Moreover, empirically democracies are anything but stable. As indicated, in multi-cultural societies democracy regularly leads to the discrimination, oppression, or even expulsion and extermination of minorities — hardly a peaceful equilibrium. And in ethnically homogeneous societies, democracy regularly leads to class warfare, which leads to economic crisis, which leads to dictatorship. Think, for example, of post-Czarist Russia, post-World War I Italy, Weimar Germany, Spain, Portugal, and in more recent times Greece, Turkey, Guatemala, Argentina, Chile, and Pakistan.

Not only is this close correlation between democracy and dictatorship troublesome for democratic-peace theorists; worse, they must come to grips with the fact that the dictatorships emerging from crises of democracy are by no means always worse, from a classical liberal or libertarian view, than what would have resulted otherwise. Cases can be easily cited where dictatorships were preferable and an improvement.

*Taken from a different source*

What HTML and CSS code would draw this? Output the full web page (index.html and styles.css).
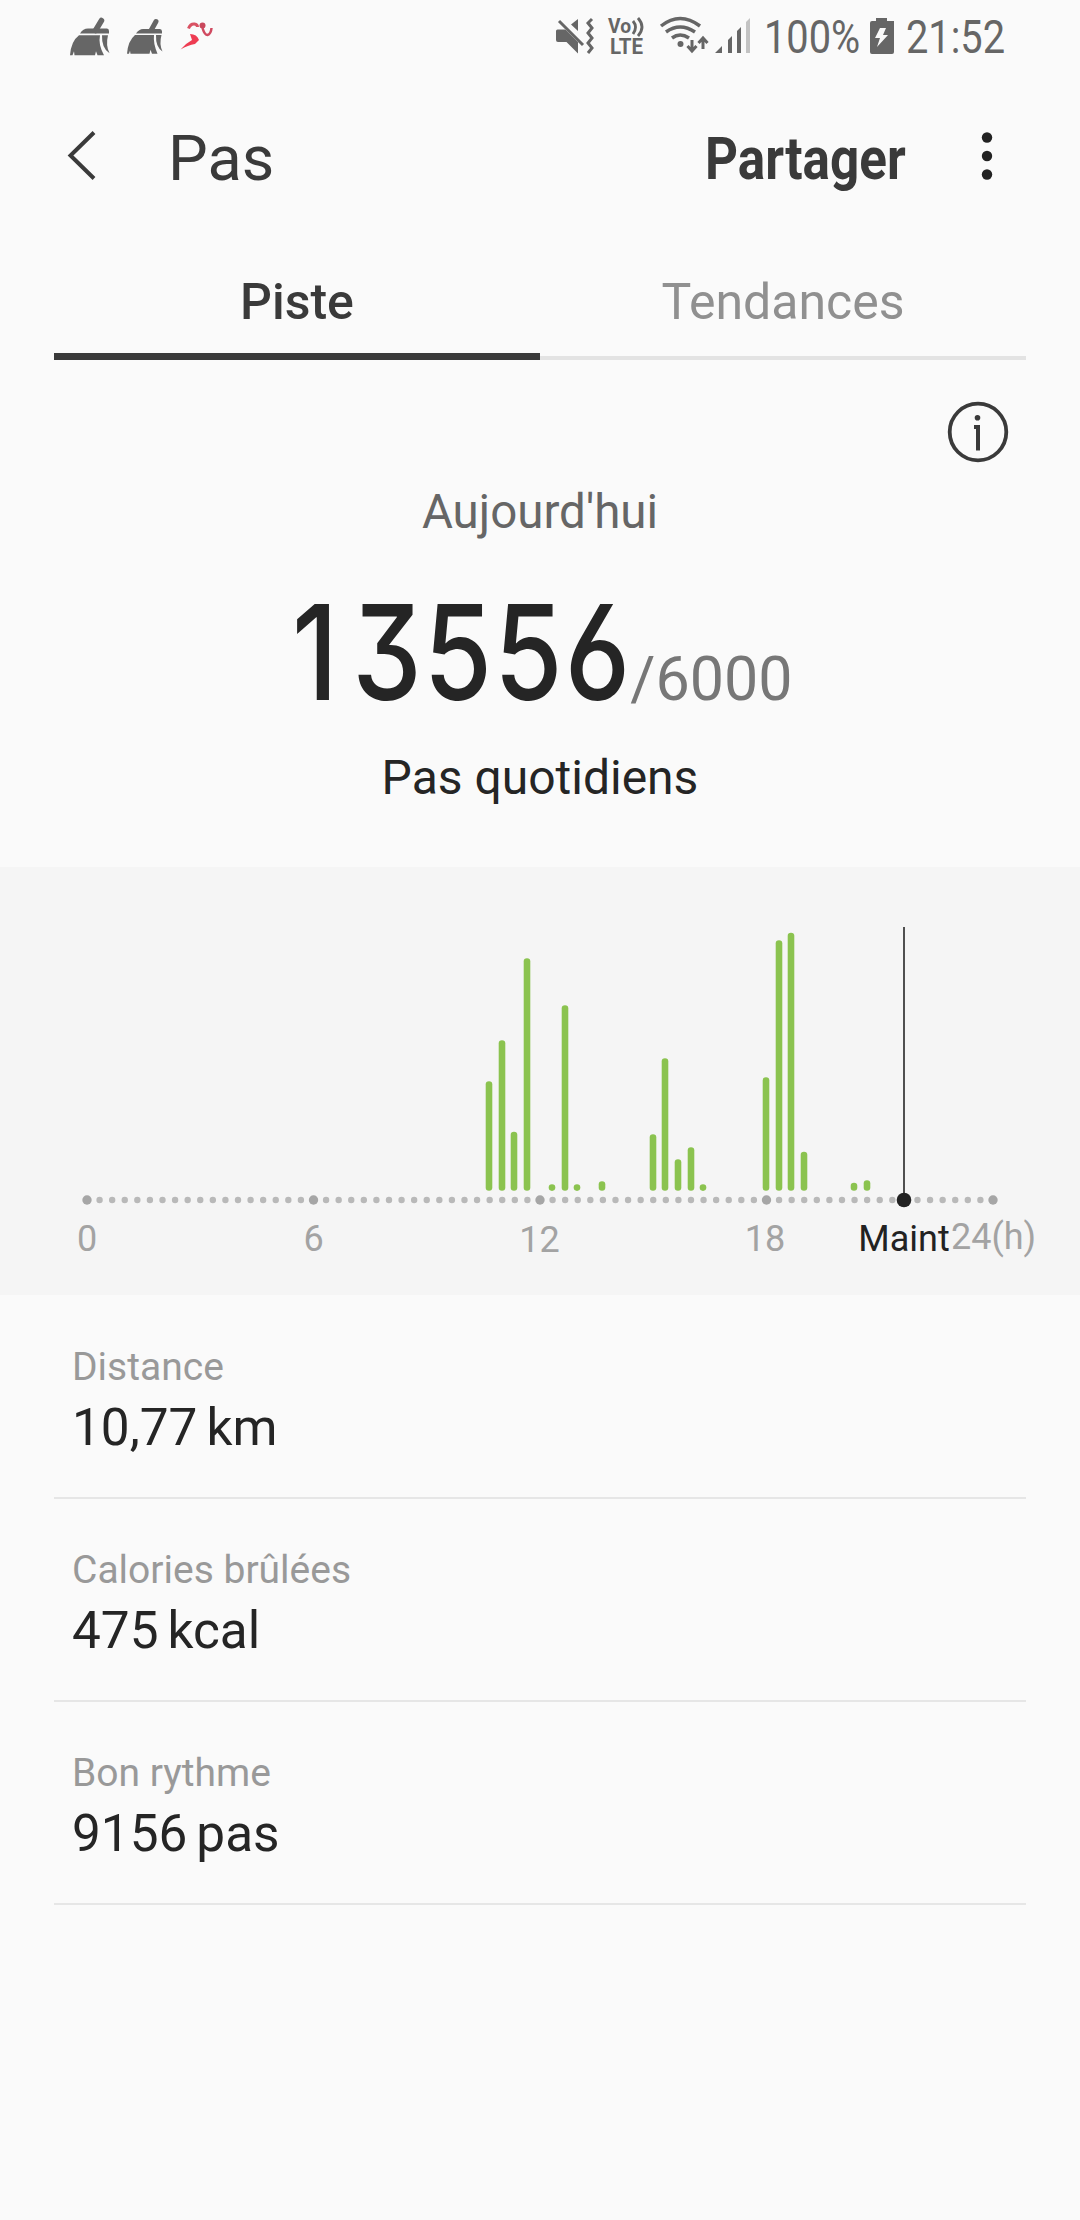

Think of Italy and Mussolini or Spain and Franco. In addition, how is one to square the starry-eyed advocacy of democracy with the fact that dictators, quite unlike kings who owe their rank to an accident of birth, are often favorites of the masses and in this sense highly democratic? Just think of Lenin or Stalin, who were certainly more democratic than Czar Nicholas II; or think of Hitler, who was definitely more democratic and a "man of the people" than Kaiser Wilhelm II or Kaiser Franz Joseph.

According to democratic-peace theorists, then, it would seem that we are supposed to war against foreign dictators, whether kings or demagogues, in order to install democracies, which then turn into (modern) dictatorships, until finally, one supposes, the United States itself has turned into a dictatorship, owing to the growth of internal state power which results from the endless "emergencies" engendered by foreign wars.

Better, I dare say, to heed the advice of Erik von Kuehnelt-Leddihn and, instead of aiming to make the world safe for democracy, we try making it safe from democracy — everywhere, but most importantly in the United States."